Force Fatting wouldnt bother me. Its the fact that the animal is made Anemic for the benefit of .....Our eyes! The sole purpose that veal is not fed iron is because they want the meat to be a white color. That is just plain wrong! and definitely not what G-d intended.
Posted By Harvey Kirsh, Chicago, IL

Posted: June 24, 2008
Chaim, please!!!
OK, let's give Chaim his due.

It is true that, when we are about to eat, we must have the intention that the food will thereby strengthen us to serve Gd, and that the soul of the animal will be lifted up. This reduces the animality of the act of eating, especially if the food is meat. It actually does transform the eating experience. For one thing, we feel less need to stuff ourselves, we feel satisfied with far less quantity. That is all to the good.

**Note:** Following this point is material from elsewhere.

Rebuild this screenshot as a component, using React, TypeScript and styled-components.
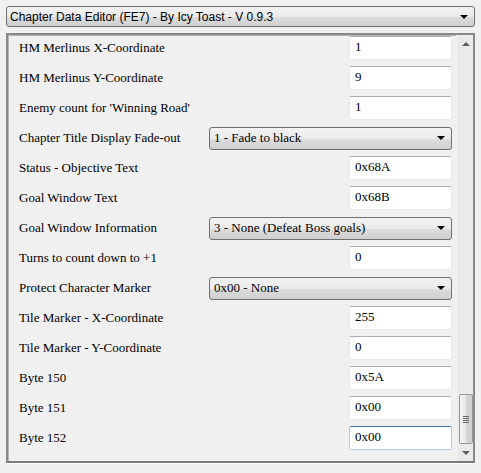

However, this hardly justifies the amount of meat slaughtered every day, and even less does it justify making veal sick.
Posted By Susan

Posted: June 24, 2008
Veal
Yes, it should be traif.

Causing an animal to have constant diarrhea is cruel. It makes the animal sick. It probably is not healthy for the human who eats it.

Why is pate de foi gras traif? Because the animal is forced to eat something that makes it sick.

Similarly, a calf forced to eat something that makes it sick should also be traif.

Sick animals in general are traif, so why not sick calves?

There is no excuse to continue slaughtering sick calves as "kosher" animals!!!

Rabbi, what can be done to instigate the refusal to certify sick calves as kosher? This is a serious matter. Every time I see the veal on the kosher shelf it is upsetting. I've abstained for 20 years, and it's still there. We must do something.